Again, this demand would later be taken up by the bureaucracy under Mayor Bloomberg, and dedicated bike lanes began appearing on many Manhattan streets — with stretches of Broadway now closed to cars entirely.


For several years during this period, Carl co-produced the “Cycling and Recycling” radio show on New York’s WBAI with Charlie Komanoff, then the head of the bicycle advocacy group Transportation Alternatives. Carl also served on the board of TA.


Carl was also involved in the New York Greens, a nascent attempt at a Green Party in the city; in struggles to save threatened community gardens (especially Adam Purple’s Garden of Eden); and street theater groups, such as the All Species Parade, in which art activists dressed up in homespun costumes to impersonate their favorite endangered animals.

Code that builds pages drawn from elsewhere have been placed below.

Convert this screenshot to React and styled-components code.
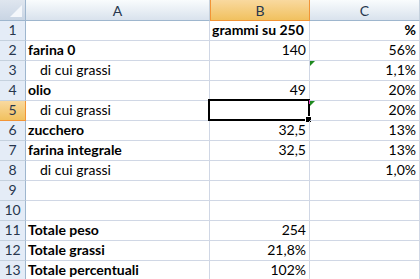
import React from "react"
import styled, { createGlobalStyle } from "styled-components"

const Global = createGlobalStyle`
    html, body {
        margin: 0;
        padding: 0;
        background: #fff;
    }
    body {
        font-family: Lato, "Liberation Sans", sans-serif;
        overflow: hidden;
    }
`

const Sheet = styled.div`
    display: grid;
    grid-template-columns: 26px 184px 100px 1fr;
    grid-template-rows: 21px;
    grid-auto-rows: 20px;
    width: 420px;
    height: 279px;
    overflow: hidden;
    font-size: 14px;
    color: #000;
`

const Corner = styled.div`
    position: relative;
    box-sizing: border-box;
    background: linear-gradient(#dfe6ef, #c9d5e4);
    border-right: 1px solid #9eb6ce;
    border-bottom: 1px solid #9eb6ce;
    &::after {
        content: "";
        position: absolute;
        right: 3px;
        bottom: 3px;
        width: 0;
        height: 0;
        border-left: 12px solid transparent;
        border-bottom: 12px solid #f4f7fb;
    }
`

const ColHead = styled.div`
    box-sizing: border-box;
    display: flex;
    align-items: center;
    justify-content: center;
    padding-top: 1px;
    background: ${(p) => p.$active
        ? "linear-gradient(#f9d99f, #f1c15f)"
        : "linear-gradient(#f9fcfd, #d9e2ed)"};
    border-right: 1px solid ${(p) => p.$active ? "#f29436" : "#c5d1de"};
    border-left: ${(p) => p.$active ? "1px solid #f29436" : "none"};
    border-bottom: 1px solid ${(p) => p.$active ? "#f29436" : "#9eb6ce"};
    color: #27364d;
    font-size: 14px;
`

const RowHead = styled.div`
    box-sizing: border-box;
    display: flex;
    align-items: flex-end;
    justify-content: center;
    padding-bottom: 1px;
    line-height: 18px;
    background: ${(p) => p.$active ? "linear-gradient(#f9d99f, #f1c15f)" : "#e4ecf7"};
    border-right: 1px solid ${(p) => p.$active ? "#f29436" : "#9eb6ce"};
    border-bottom: 1px solid ${(p) => p.$active ? "#f29436" : "#c5d1de"};
    color: #27364d;
`

const Cell = styled.div`
    position: relative;
    box-sizing: border-box;
    display: flex;
    align-items: flex-end;
    justify-content: ${(p) => p.$right ? "flex-end" : "flex-start"};
    padding: 0 3px 1px ${(p) => p.$indent ? "14px" : "2px"};
    line-height: 18px;
    white-space: nowrap;
    font-weight: ${(p) => p.$bold ? 700 : 400};
    border-right: 1px solid #d0d7e5;
    border-bottom: 1px solid #d0d7e5;
`

const Flag = styled.span`
    position: absolute;
    top: 0;
    left: 0;
    width: 0;
    height: 0;
    border-top: 5px solid #1f8a1f;
    border-right: 5px solid transparent;
`

const Selection = styled.span`
    position: absolute;
    top: -2px;
    left: -2px;
    right: -1px;
    bottom: -1px;
    border: 2px solid #000;
    &::before {
        content: "";
        position: absolute;
        top: -1px;
        right: -2px;
        width: 1px;
        height: 4px;
        background: #e040c0;
    }
    &::after {
        content: "";
        position: absolute;
        right: -4px;
        bottom: -4px;
        width: 5px;
        height: 5px;
        background: #000;
        border: 1px solid #fff;
    }
`

const rows = [
    ["", "grammi su 250", "%", { bold: true, boldB: true, boldC: true }],
    ["farina 0", "140", "56%", { bold: true }],
    ["di cui grassi", "", "1,1%", { indent: true, flagC: true }],
    ["olio", "49", "20%", { bold: true }],
    ["di cui grassi", "", "20%", { indent: true, flagC: true, selected: true }],
    ["zucchero", "32,5", "13%", { bold: true }],
    ["farina integrale", "32,5", "13%", { bold: true }],
    ["di cui grassi", "", "1,0%", { indent: true }],
    ["", "", "", {}],
    ["", "", "", {}],
    ["Totale peso", "254", "", { bold: true }],
    ["Totale grassi", "21,8%", "", { bold: true }],
    ["Totale percentuali", "102%", "", { bold: true }],
]

const App = () => {
    return (
        <>
            <Global />
            <Sheet>
                <Corner />
                <ColHead>A</ColHead>
                <ColHead $active>B</ColHead>
                <ColHead>C</ColHead>
                {rows.map(([a, b, c, o], i) => (
                    <React.Fragment key={i}>
                        <RowHead $active={o.selected}>{i + 1}</RowHead>
                        <Cell $bold={o.bold} $indent={o.indent}>{a}</Cell>
                        <Cell $bold={o.boldB} $right={!o.boldB}>
                            {b}
                            {o.selected && <Selection />}
                        </Cell>
                        <Cell $bold={o.boldC} $right>
                            {o.flagC && <Flag />}
                            {c}
                        </Cell>
                    </React.Fragment>
                ))}
            </Sheet>
        </>
    )
}

export default App
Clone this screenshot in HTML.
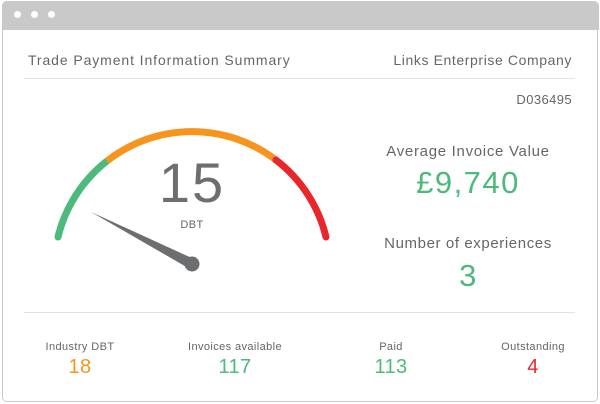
<!DOCTYPE html>
<html><head><style>
body{margin:0;width:600px;height:404px;background:#fff;font-family:"Liberation Sans",sans-serif;position:relative;overflow:hidden}
.frame{position:absolute;left:2px;top:1px;width:594px;height:399px;border:1.5px solid #c9c9c9;border-radius:5px;background:#fff}
.bar{position:absolute;left:2px;top:1px;width:597px;height:29px;background:#c9c9c9;border-radius:5px 5px 0 0}
.dot{position:absolute;top:11px;width:7px;height:7px;border-radius:50%;background:#fff}
.t{position:absolute;color:#666;white-space:nowrap;letter-spacing:0.4px}
.hr{position:absolute;left:24px;width:551px;height:1px;background:#e3e3e3}
.c{transform:translateX(-50%);text-align:center}
</style></head><body>
<div class="frame"></div>
<div class="bar"></div>
<div class="dot" style="left:14px"></div><div class="dot" style="left:31px"></div><div class="dot" style="left:48px"></div>
<div class="t" style="left:28px;top:52px;font-size:14px;letter-spacing:0.9px">Trade Payment Information Summary</div>
<div class="t" style="right:28px;top:52px;font-size:14px;letter-spacing:0.6px">Links Enterprise Company</div>
<div class="hr" style="top:78px"></div>
<div class="t" style="right:28px;top:92px;font-size:13px">D036495</div>
<svg style="position:absolute;left:0;top:0" width="600" height="404">
<g fill="none" stroke-width="7" stroke-linecap="round">
<path d="M58 237 A138 138 0 0 1 107 161" stroke="#4cb97d"/>
<path d="M107 161 A138 138 0 0 1 276 160" stroke="#f7941d" stroke-linecap="butt"/>
<path d="M276 160 A138 138 0 0 1 326 237" stroke="#e8262b"/>
</g>
<polygon points="91,212 194,259 190,269" fill="#6d6e70"/>
<circle cx="192" cy="264" r="7.5" fill="#6d6e70"/>
</svg>
<div class="t c" style="left:192px;top:150px;font-size:56px;font-weight:300;color:#6d6e70;letter-spacing:2px">15</div>
<div class="t c" style="left:192px;top:219px;font-size:11px">DBT</div>
<div class="t c" style="left:468px;top:143px;font-size:15px;letter-spacing:0.7px">Average Invoice Value</div>
<div class="t c" style="left:468px;top:165px;font-size:31px;color:#4cb97d;letter-spacing:1.5px">£9,740</div>
<div class="t c" style="left:468px;top:235px;font-size:15px;letter-spacing:0.6px">Number of experiences</div>
<div class="t c" style="left:468px;top:258px;font-size:31px;color:#4cb97d">3</div>
<div class="hr" style="top:312px"></div>
<div class="t c" style="left:80px;top:341px;font-size:11px">Industry DBT</div>
<div class="t c" style="left:80px;top:356px;font-size:20px;color:#f7941d">18</div>
<div class="t c" style="left:235px;top:341px;font-size:11px">Invoices available</div>
<div class="t c" style="left:235px;top:356px;font-size:20px;color:#4cb97d">117</div>
<div class="t c" style="left:391px;top:341px;font-size:11px">Paid</div>
<div class="t c" style="left:391px;top:356px;font-size:20px;color:#4cb97d">113</div>
<div class="t c" style="left:533px;top:341px;font-size:11px">Outstanding</div>
<div class="t c" style="left:533px;top:356px;font-size:20px;color:#e8262b">4</div>
</body></html>
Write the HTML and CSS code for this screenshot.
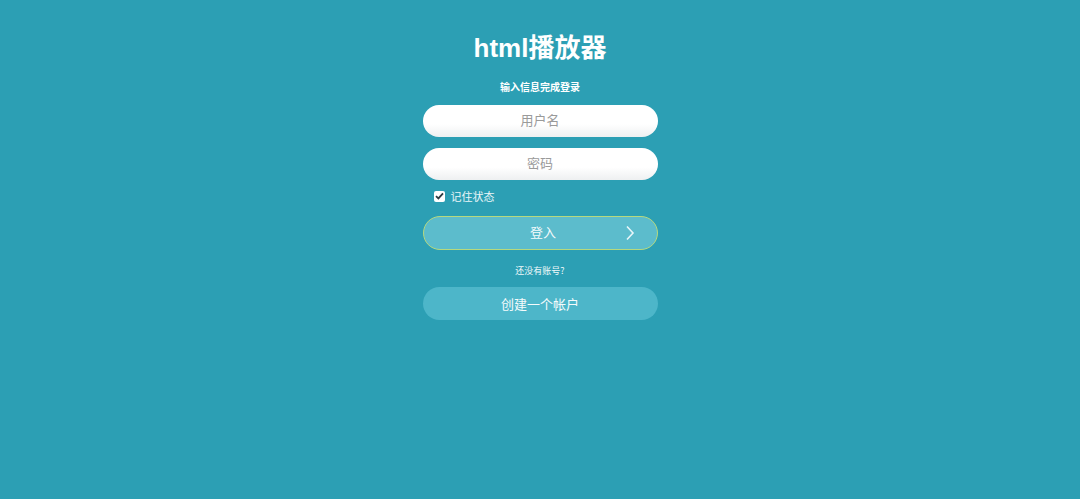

Finally, Carl was an avid musicologist. He was the grandson of Rudi Blesh, the famous jazz critic and promoter, and among his other projects was the Rudi Blesh Ragtime Society music appreciation club. His cavernous antebellum apartment on East Fourth Street that he inherited from Rudi was packed almost to capacity with vinyl--an international collection spanning ragtime, jazz, blues, rock and way beyond. Late night cannabis-fueled listening sessions in which I mined Carl’s record collection for music to play on my own WBAI program cemented our friendship.


In 2006, Carl took a buy-out from his landlord (the building was subsequently turned into a luxury hotel), and moved up to Danbury, NH, where he, naturally, headed up the village recycling program there. He died after a period of declining health.


--By Bill Weinberg [Carl self-published a book of photo journalism, GARDEN OF EDEN: THE ECO EIGHTIES IN NEW YORK CITY. He also authored the self-published RUDI AND ME: THE RUDI BLESH STORY (Told by His Grandson).]